Most New Year’s Resolutions aren’t fun.
Losing weight? Nope, starvation offers no entertainment value whatsoever. Budgeting? That rules out happy hours and a new 70″ TV. Weeding the Azalea beds? No explanation needed there. I prefer hammocks.
This year, a confluence of world events might have created the impetus for a New Year’s Resolution that just might stick. I hereby resolve… to build an indoor airgun range in my garage.
Think about it. Airguns, pellets, and the driving force behind it all — air — are in plentiful supply, even while the shelves of fire and brimstone firearm products and ammunition are in short supply. While COVID, riots, and politics as usual have caused a panic hoarding spree on firearms and ammo, my local stores are chock full of BBs, pellets, and airsoft supplies. And, thanks to the swamp known as the South Carolina Lowcountry, my garage is unusually large. You see, here many houses are built a level high to protect against annual hurricane threats. The ground level, while subject to the occasional Tsunami, has got plenty of space for a 10-yard range, give or take. So, if I can sneak this project past my wife, I’m off and running into fulfilling a 2021 New Year’s Resolution.
Here’s what I’m thinking…
Trendy antique stores sell decorative items known as shadow boxes. You know, a wooden bow with one side open. Inside the box you’ll find some form of diorama of a Victorian living room or some such frou-frou thing. Mine will be a little different. I’ll stick with cardboard, reinforced from behind with a stack of old newspapers. Inside my diorama, you’ll find a set of Air Venturi Slynger targets. They’re down-scaled to 1/10th of “official” steel silhouette competition size, so they’re appropriate for indoor range use. The box will catch most ricochet BBs and pellets. Better yet, I’ll use the Air Venturi Dust Devil BBs. Those turn to dust when impacting a hard surface. Make no mistake, they’ll knock over the silhouette animals with the right launching system. That makes for perfect indoor range use. Whatever ammo you choose, don’t forget to wear safety glasses.
A garage range and .177 pistol (BB or pellet) is a great place to practice drawing and shooting. What better target than a 12″ square steel gong? This freestanding target from Air Venturi is made from 1/8″ steel, so it’s perfectly appropriate for BB and pellet use. It’s also great for anything Airsoft. The freestanding system angles the plate towards the floor for ricochet control but do be sure to stand at least 15 feet away regardless. Better yet, use those Dust Devil BBs.

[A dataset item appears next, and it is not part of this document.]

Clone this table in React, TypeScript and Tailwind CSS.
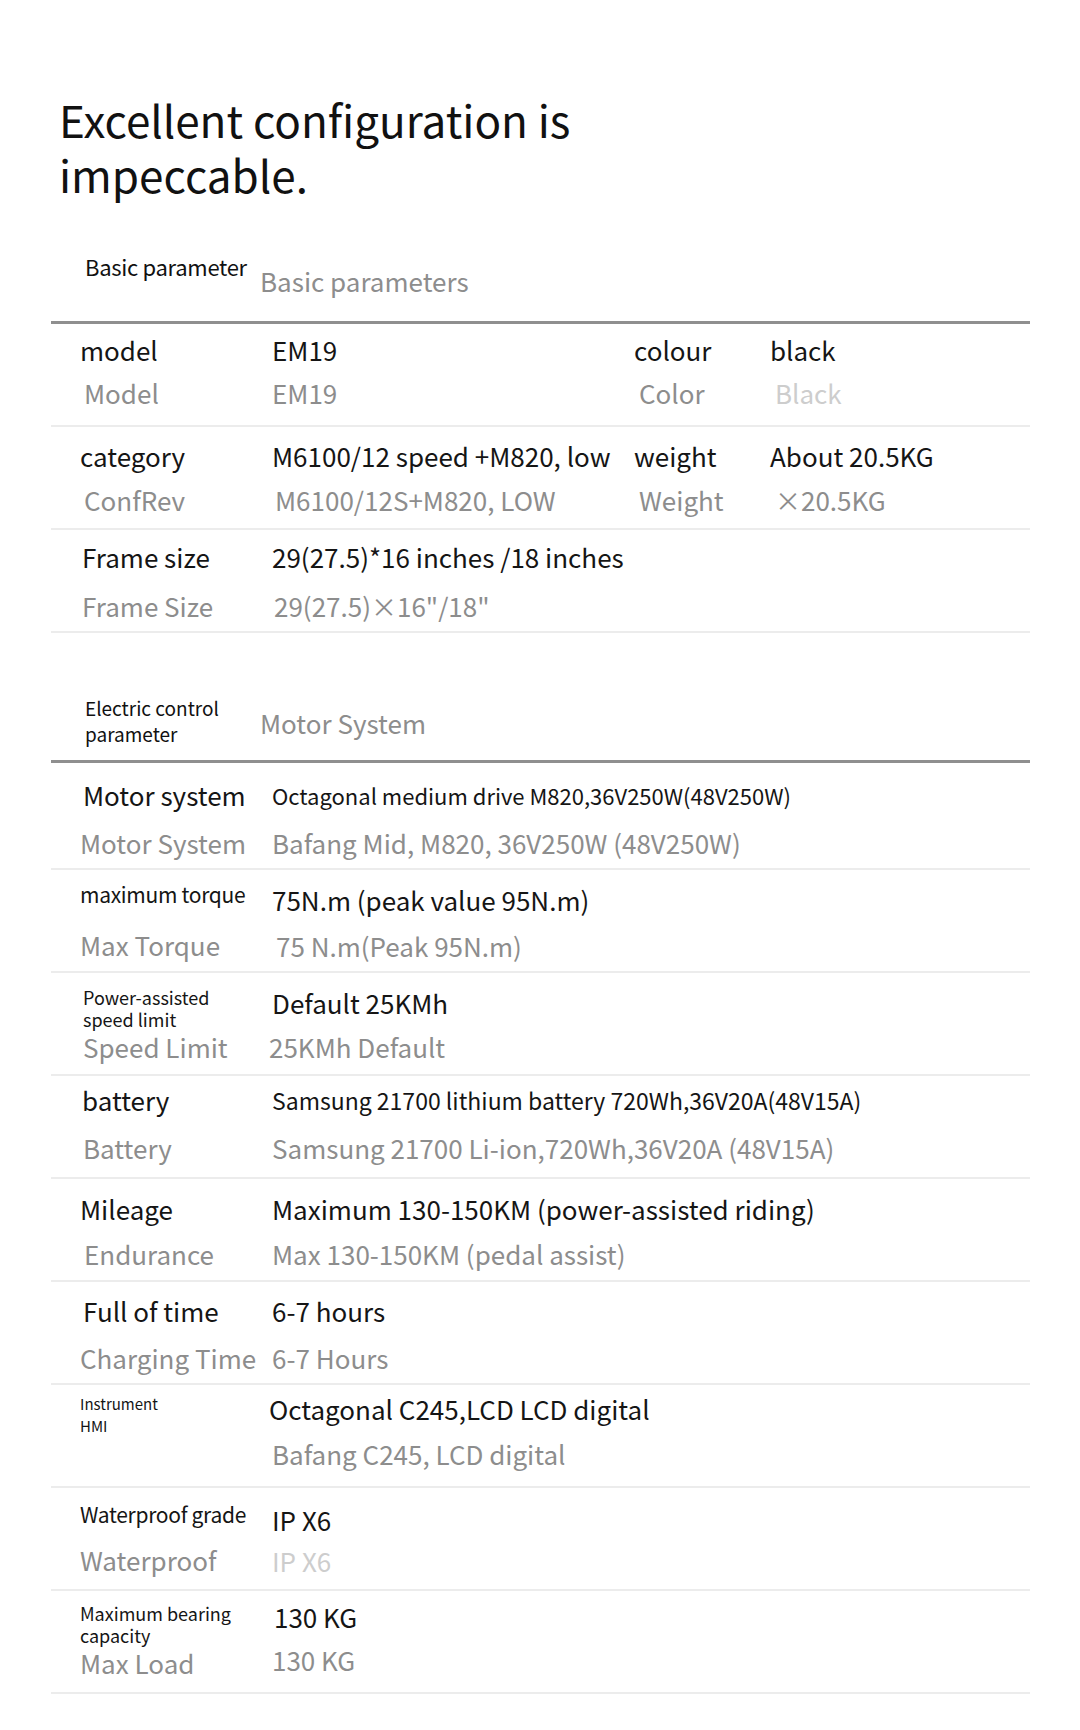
import React from 'react';

const font = { fontFamily: '"Noto Sans CJK SC", "Noto Sans", sans-serif' };

function Main({ children, className = '' }: { children: React.ReactNode; className?: string }) {
  return <div className={`text-[26px] leading-[32px] text-[#151515] whitespace-nowrap ${className}`}>{children}</div>;
}

function Sub({ children, className = '' }: { children: React.ReactNode; className?: string }) {
  return <div className={`text-[26px] leading-[32px] text-[#8d8d8d] whitespace-nowrap ${className}`}>{children}</div>;
}

function Small({ children, className = '' }: { children: React.ReactNode; className?: string }) {
  return <div className={`leading-[22px] text-[#151515] whitespace-nowrap ${className}`}>{children}</div>;
}

// table row: label cell, value cell, optional extra cells (colour / weight)
function Row({
  left,
  right,
  extra,
  className = 'h-[103px]',
}: {
  left: React.ReactNode;
  right: React.ReactNode;
  extra?: React.ReactNode;
  className?: string;
}) {
  return (
    <div className={`flex border-b-2 border-[#ececec] ${className}`}>
      <div className="w-[221px] shrink-0 pl-[29px] flex flex-col">{left}</div>
      <div className={`flex flex-col ${extra ? 'w-[362px] shrink-0' : 'flex-1'}`}>{right}</div>
      {extra}
    </div>
  );
}

export default function App() {
  return (
    <div className="w-[1080px] h-[1730px] bg-white overflow-hidden" style={font}>
      <h1 className="ml-[59px] pt-[92px] text-[44px] leading-[55px] text-[#111]">
        Excellent configuration is
        <br />
        impeccable.
      </h1>

      <div className="ml-[51px] w-[979px]">
        {/* Basic parameters */}
        <div className="flex h-[119px]">
          <div className="w-[209px] pl-[34px] pt-[50px] text-[22px] leading-[28px] text-[#111] whitespace-nowrap tracking-[-0.3px]">
            Basic parameter
          </div>
          <div className="pt-[63px] text-[26px] leading-[32px] text-[#8d8d8d]">Basic parameters</div>
        </div>
        <div className="h-[3px] bg-[#8f8f8f]" />

        <Row
          left={
            <>
              <Main className="mt-[10px]">model</Main>
              <Sub className="mt-[11px] ml-[4px]">Model</Sub>
            </>
          }
          right={
            <>
              <Main className="mt-[10px]">EM19</Main>
              <Sub className="mt-[11px]">EM19</Sub>
            </>
          }
          extra={
            <>
              <div className="w-[136px] flex flex-col">
                <Main className="mt-[10px]">colour</Main>
                <Sub className="mt-[11px] ml-[5px]">Color</Sub>
              </div>
              <div className="flex flex-col">
                <Main className="mt-[10px]">black</Main>
                <Sub className="mt-[11px] ml-[5px] text-[#cdcdcd]">Black</Sub>
              </div>
            </>
          }
        />

        <Row
          left={
            <>
              <Main className="mt-[13px]">category</Main>
              <Sub className="mt-[12px] ml-[4px]">ConfRev</Sub>
            </>
          }
          right={
            <>
              <Main className="mt-[13px]">M6100/12 speed +M820, low</Main>
              <Sub className="mt-[12px] ml-[3px]">M6100/12S+M820, LOW</Sub>
            </>
          }
          extra={
            <>
              <div className="w-[136px] flex flex-col">
                <Main className="mt-[13px]">weight</Main>
                <Sub className="mt-[12px] ml-[5px]">Weight</Sub>
              </div>
              <div className="flex flex-col">
                <Main className="mt-[13px]">About 20.5KG</Main>
                <Sub className="mt-[12px] ml-[5px]">×20.5KG</Sub>
              </div>
            </>
          }
        />

        <Row
          left={
            <>
              <Main className="mt-[11px] ml-[2px]">Frame size</Main>
              <Sub className="mt-[17px] ml-[2px]">Frame Size</Sub>
            </>
          }
          right={
            <>
              <Main className="mt-[11px]">29(27.5)*16 inches /18 inches</Main>
              <Sub className="mt-[17px] ml-[2px]">29(27.5)×16"/18"</Sub>
            </>
          }
        />

        {/* Motor system */}
        <div className="flex h-[127px]">
          <div className="w-[209px] pl-[34px] pt-[62px] text-[19px] leading-[26px] text-[#111] whitespace-nowrap">
            Electric control
            <br />
            parameter
          </div>
          <div className="pt-[74px] text-[26px] leading-[32px] text-[#8d8d8d]">Motor System</div>
        </div>
        <div className="h-[3px] bg-[#8f8f8f]" />

        <Row
          className="h-[107px]"
          left={
            <>
              <Main className="mt-[16px] ml-[3px]">Motor system</Main>
              <Sub className="mt-[16px]">Motor System</Sub>
            </>
          }
          right={
            <>
              <div className="mt-[16px] text-[22px] leading-[32px] text-[#151515] whitespace-nowrap">
                Octagonal medium drive M820,36V250W(48V250W)
              </div>
              <Sub className="mt-[16px]">Bafang Mid, M820, 36V250W (48V250W)</Sub>
            </>
          }
        />

        <Row
          left={
            <>
              <Small className="mt-[13px] text-[21px] tracking-[-0.3px]">maximum torque</Small>
              <Sub className="mt-[24px]">Max Torque</Sub>
            </>
          }
          right={
            <>
              <Main className="mt-[14px]">75N.m (peak value 95N.m)</Main>
              <Sub className="mt-[14px] ml-[4px]">75 N.m(Peak 95N.m)</Sub>
            </>
          }
        />

        <Row
          left={
            <>
              <Small className="mt-[13px] ml-[3px] text-[18px]">
                Power-assisted
                <br />
                speed limit
              </Small>
              <Sub className="mt-[1px] ml-[3px]">Speed Limit</Sub>
            </>
          }
          right={
            <>
              <Main className="mt-[14px]">Default 25KMh</Main>
              <Sub className="mt-[12px] -ml-[3px]">25KMh Default</Sub>
            </>
          }
        />

        <Row
          left={
            <>
              <Main className="mt-[8px] ml-[2px]">battery</Main>
              <Sub className="mt-[16px] ml-[3px]">Battery</Sub>
            </>
          }
          right={
            <>
              <div className="mt-[8px] text-[23px] leading-[32px] text-[#151515] whitespace-nowrap">
                Samsung 21700 lithium battery 720Wh,36V20A(48V15A)
              </div>
              <Sub className="mt-[16px] text-[26.5px]">Samsung 21700 Li-ion,720Wh,36V20A (48V15A)</Sub>
            </>
          }
        />

        <Row
          left={
            <>
              <Main className="mt-[14px]">Mileage</Main>
              <Sub className="mt-[13px] ml-[4px]">Endurance</Sub>
            </>
          }
          right={
            <>
              <Main className="mt-[14px]">Maximum 130-150KM (power-assisted riding)</Main>
              <Sub className="mt-[13px]">Max 130-150KM (pedal assist)</Sub>
            </>
          }
        />

        <Row
          left={
            <>
              <Main className="mt-[13px] ml-[3px]">Full of time</Main>
              <Sub className="mt-[15px] text-[24px]">Charging Time</Sub>
            </>
          }
          right={
            <>
              <Main className="mt-[13px]">6-7 hours</Main>
              <Sub className="mt-[15px]">6-7 Hours</Sub>
            </>
          }
        />

        <Row
          left={
            <Small className="mt-[8px] text-[15px] leading-[20px]">
              Instrument
              <br />
              HMI
            </Small>
          }
          right={
            <>
              <Main className="mt-[8px] -ml-[3px]">Octagonal C245,LCD LCD digital</Main>
              <Sub className="mt-[13px]">Bafang C245, LCD digital</Sub>
            </>
          }
        />

        <Row
          left={
            <>
              <Small className="mt-[15px] text-[21px] tracking-[-0.3px]">Waterproof grade</Small>
              <Sub className="mt-[19px]">Waterproof</Sub>
            </>
          }
          right={
            <>
              <Main className="mt-[16px]">IP X6</Main>
              <Sub className="mt-[9px] text-[#cdcdcd]">IP X6</Sub>
            </>
          }
        />

        <Row
          left={
            <>
              <Small className="mt-[11px] text-[18px]">
                Maximum bearing
                <br />
                capacity
              </Small>
              <Sub className="mt-[1px]">Max Load</Sub>
            </>
          }
          right={
            <>
              <Main className="mt-[10px] ml-[2px]">130 KG</Main>
              <Sub className="mt-[11px]">130 KG</Sub>
            </>
          }
        />
      </div>
    </div>
  );
}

This 12″ square steel target is great for speed shooting with air-powered pistols and revolvers.
The only downside of this setup is it will distribute BBs and Airsoft pellets all over your garage floor. No biggie, it’s nothing a couple of minutes with shop vac won’t rectify.
Stealth Target Range
For indoor air rifle practice, one of the barriers to more frequent shooting is the noise level. Impacts on homemade targets and backstops, even ones made of cardboard or old magazines, tend to be louder than the noise from the shot itself.
Here’s a nifty solution to that problem. Duct Putty.
Available at your local Home Depot or Lowes, this stuff comes in big brick-like plugs than can be stuffed into a wooden box of your design or even an old frying pan for an instant solution. Dense and somewhat resembling super heavy Play Doh, it will not only trap pellets and BBs, it muffles that impact sound so your neighbors are less likely to call Homeland Security about the strange noises emanating from your garage. Want to shoot larger caliber airguns? No problem. Use more Duct Seal bricks and make the target trap thicker. To be extra safe, use a piece of heavy wood or sheet steel on the back of your target trap to stop anything that happens to plow through all that putty.
I’m optimistic my chances of actually following through on this resolution exceed 114%.